**Task details**
Here are some records; quote them exactly, leaving out the pictures.

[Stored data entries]
☆ ☆ ☆ ☆ ☆ ☆ ☆
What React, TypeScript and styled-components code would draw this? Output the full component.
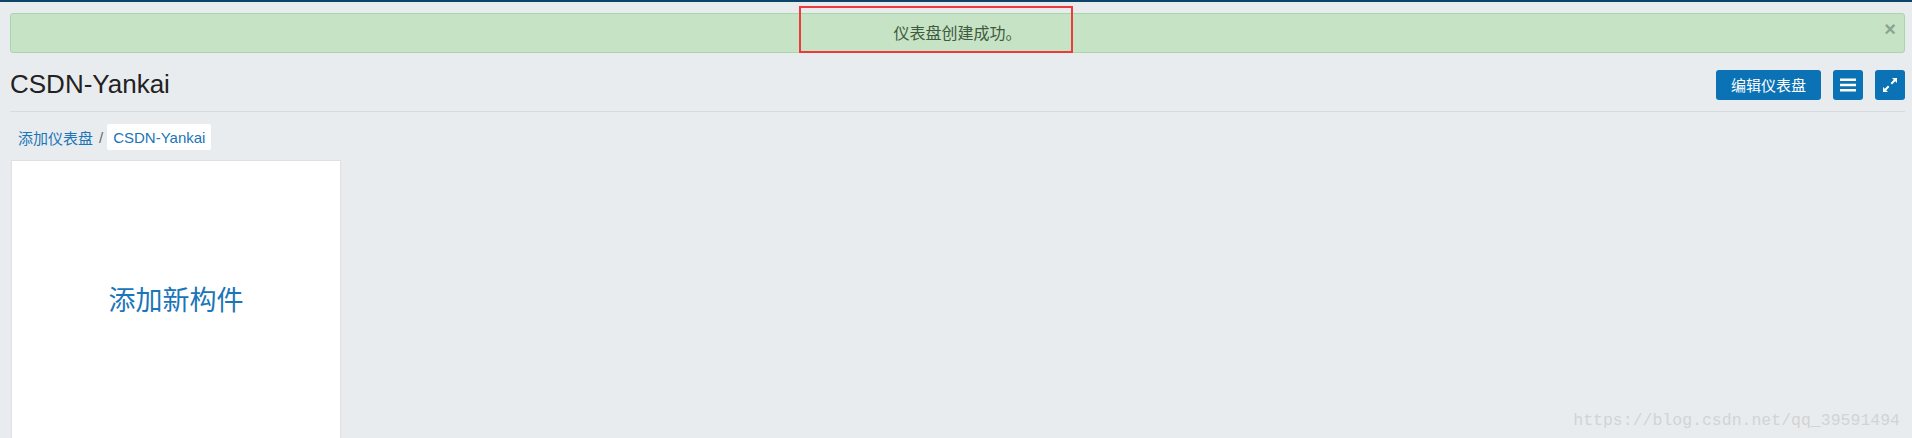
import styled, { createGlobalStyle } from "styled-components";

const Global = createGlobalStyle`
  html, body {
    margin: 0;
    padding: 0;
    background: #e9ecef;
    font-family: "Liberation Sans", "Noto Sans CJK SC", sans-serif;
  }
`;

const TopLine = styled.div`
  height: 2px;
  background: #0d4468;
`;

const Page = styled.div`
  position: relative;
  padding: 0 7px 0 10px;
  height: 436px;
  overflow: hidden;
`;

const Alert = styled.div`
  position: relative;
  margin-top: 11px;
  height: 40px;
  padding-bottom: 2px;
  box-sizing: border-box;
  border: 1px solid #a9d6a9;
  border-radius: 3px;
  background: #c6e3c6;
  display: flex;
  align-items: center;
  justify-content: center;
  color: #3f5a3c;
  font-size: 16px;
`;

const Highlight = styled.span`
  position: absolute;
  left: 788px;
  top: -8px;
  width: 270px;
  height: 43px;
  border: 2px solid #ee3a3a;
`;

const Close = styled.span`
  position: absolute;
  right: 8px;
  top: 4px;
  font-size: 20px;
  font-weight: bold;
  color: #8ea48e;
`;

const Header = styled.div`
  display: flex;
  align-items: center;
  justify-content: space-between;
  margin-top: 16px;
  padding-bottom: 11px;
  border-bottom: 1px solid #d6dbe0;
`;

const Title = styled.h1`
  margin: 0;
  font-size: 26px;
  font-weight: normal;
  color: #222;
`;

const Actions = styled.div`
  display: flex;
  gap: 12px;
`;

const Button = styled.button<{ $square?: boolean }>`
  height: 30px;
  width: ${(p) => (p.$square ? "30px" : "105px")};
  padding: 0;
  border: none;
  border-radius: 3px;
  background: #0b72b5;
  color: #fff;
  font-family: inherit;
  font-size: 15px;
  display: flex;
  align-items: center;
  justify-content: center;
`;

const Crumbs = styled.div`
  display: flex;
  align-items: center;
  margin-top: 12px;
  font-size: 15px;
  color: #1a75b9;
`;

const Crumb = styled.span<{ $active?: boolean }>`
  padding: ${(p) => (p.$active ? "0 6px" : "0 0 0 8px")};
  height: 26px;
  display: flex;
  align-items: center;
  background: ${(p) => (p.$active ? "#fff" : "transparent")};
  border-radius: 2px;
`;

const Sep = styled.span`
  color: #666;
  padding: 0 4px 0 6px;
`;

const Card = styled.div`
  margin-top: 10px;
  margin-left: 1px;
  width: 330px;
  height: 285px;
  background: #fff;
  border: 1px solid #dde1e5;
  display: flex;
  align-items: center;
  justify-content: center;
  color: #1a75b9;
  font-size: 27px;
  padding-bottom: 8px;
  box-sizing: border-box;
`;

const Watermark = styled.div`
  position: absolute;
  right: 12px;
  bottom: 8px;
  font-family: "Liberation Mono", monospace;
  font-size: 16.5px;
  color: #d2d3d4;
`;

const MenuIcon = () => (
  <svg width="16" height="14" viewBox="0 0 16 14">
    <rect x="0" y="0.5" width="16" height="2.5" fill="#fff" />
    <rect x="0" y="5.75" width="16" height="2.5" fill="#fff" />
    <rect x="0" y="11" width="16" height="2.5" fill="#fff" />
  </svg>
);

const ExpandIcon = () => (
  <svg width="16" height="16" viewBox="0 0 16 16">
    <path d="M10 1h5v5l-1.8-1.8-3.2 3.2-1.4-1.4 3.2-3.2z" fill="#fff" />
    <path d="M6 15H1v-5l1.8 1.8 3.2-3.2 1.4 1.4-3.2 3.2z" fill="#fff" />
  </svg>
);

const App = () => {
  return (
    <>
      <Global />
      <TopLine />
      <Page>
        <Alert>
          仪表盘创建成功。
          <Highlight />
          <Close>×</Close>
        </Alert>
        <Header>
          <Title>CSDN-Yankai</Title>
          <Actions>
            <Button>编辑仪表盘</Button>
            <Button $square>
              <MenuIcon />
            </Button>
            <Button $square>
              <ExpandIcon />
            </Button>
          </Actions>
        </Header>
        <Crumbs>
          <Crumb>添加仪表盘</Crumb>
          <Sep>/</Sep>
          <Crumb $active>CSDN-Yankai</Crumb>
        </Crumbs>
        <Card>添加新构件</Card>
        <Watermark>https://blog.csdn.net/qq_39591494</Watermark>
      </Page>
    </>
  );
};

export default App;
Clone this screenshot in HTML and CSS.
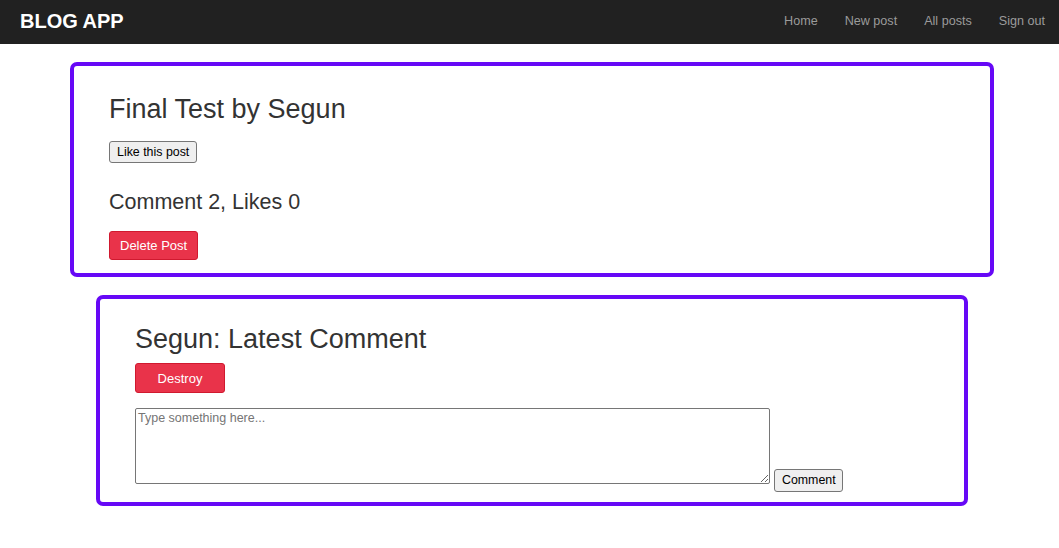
☆ ☆ ☆ ☆ ☆ ☆ ☆
**Solution to the problem**
What React, TypeScript and styled-components code would draw this? Output the full component.
import styled, { createGlobalStyle } from "styled-components";

const Global = createGlobalStyle`
  html, body {
    margin: 0;
    padding: 0;
    background: #e9ecef;
    font-family: "Liberation Sans", "Noto Sans CJK SC", sans-serif;
  }
`;

const TopLine = styled.div`
  height: 2px;
  background: #0d4468;
`;

const Page = styled.div`
  position: relative;
  padding: 0 7px 0 10px;
  height: 436px;
  overflow: hidden;
`;

const Alert = styled.div`
  position: relative;
  margin-top: 11px;
  height: 40px;
  padding-bottom: 2px;
  box-sizing: border-box;
  border: 1px solid #a9d6a9;
  border-radius: 3px;
  background: #c6e3c6;
  display: flex;
  align-items: center;
  justify-content: center;
  color: #3f5a3c;
  font-size: 16px;
`;

const Highlight = styled.span`
  position: absolute;
  left: 788px;
  top: -8px;
  width: 270px;
  height: 43px;
  border: 2px solid #ee3a3a;
`;

const Close = styled.span`
  position: absolute;
  right: 8px;
  top: 4px;
  font-size: 20px;
  font-weight: bold;
  color: #8ea48e;
`;

const Header = styled.div`
  display: flex;
  align-items: center;
  justify-content: space-between;
  margin-top: 16px;
  padding-bottom: 11px;
  border-bottom: 1px solid #d6dbe0;
`;

const Title = styled.h1`
  margin: 0;
  font-size: 26px;
  font-weight: normal;
  color: #222;
`;

const Actions = styled.div`
  display: flex;
  gap: 12px;
`;

const Button = styled.button<{ $square?: boolean }>`
  height: 30px;
  width: ${(p) => (p.$square ? "30px" : "105px")};
  padding: 0;
  border: none;
  border-radius: 3px;
  background: #0b72b5;
  color: #fff;
  font-family: inherit;
  font-size: 15px;
  display: flex;
  align-items: center;
  justify-content: center;
`;

const Crumbs = styled.div`
  display: flex;
  align-items: center;
  margin-top: 12px;
  font-size: 15px;
  color: #1a75b9;
`;

const Crumb = styled.span<{ $active?: boolean }>`
  padding: ${(p) => (p.$active ? "0 6px" : "0 0 0 8px")};
  height: 26px;
  display: flex;
  align-items: center;
  background: ${(p) => (p.$active ? "#fff" : "transparent")};
  border-radius: 2px;
`;

const Sep = styled.span`
  color: #666;
  padding: 0 4px 0 6px;
`;

const Card = styled.div`
  margin-top: 10px;
  margin-left: 1px;
  width: 330px;
  height: 285px;
  background: #fff;
  border: 1px solid #dde1e5;
  display: flex;
  align-items: center;
  justify-content: center;
  color: #1a75b9;
  font-size: 27px;
  padding-bottom: 8px;
  box-sizing: border-box;
`;

const Watermark = styled.div`
  position: absolute;
  right: 12px;
  bottom: 8px;
  font-family: "Liberation Mono", monospace;
  font-size: 16.5px;
  color: #d2d3d4;
`;

const MenuIcon = () => (
  <svg width="16" height="14" viewBox="0 0 16 14">
    <rect x="0" y="0.5" width="16" height="2.5" fill="#fff" />
    <rect x="0" y="5.75" width="16" height="2.5" fill="#fff" />
    <rect x="0" y="11" width="16" height="2.5" fill="#fff" />
  </svg>
);

const ExpandIcon = () => (
  <svg width="16" height="16" viewBox="0 0 16 16">
    <path d="M10 1h5v5l-1.8-1.8-3.2 3.2-1.4-1.4 3.2-3.2z" fill="#fff" />
    <path d="M6 15H1v-5l1.8 1.8 3.2-3.2 1.4 1.4-3.2 3.2z" fill="#fff" />
  </svg>
);

const App = () => {
  return (
    <>
      <Global />
      <TopLine />
      <Page>
        <Alert>
          仪表盘创建成功。
          <Highlight />
          <Close>×</Close>
        </Alert>
        <Header>
          <Title>CSDN-Yankai</Title>
          <Actions>
            <Button>编辑仪表盘</Button>
            <Button $square>
              <MenuIcon />
            </Button>
            <Button $square>
              <ExpandIcon />
            </Button>
          </Actions>
        </Header>
        <Crumbs>
          <Crumb>添加仪表盘</Crumb>
          <Sep>/</Sep>
          <Crumb $active>CSDN-Yankai</Crumb>
        </Crumbs>
        <Card>添加新构件</Card>
        <Watermark>https://blog.csdn.net/qq_39591494</Watermark>
      </Page>
    </>
  );
};

export default App;
Clone this screenshot in HTML and CSS.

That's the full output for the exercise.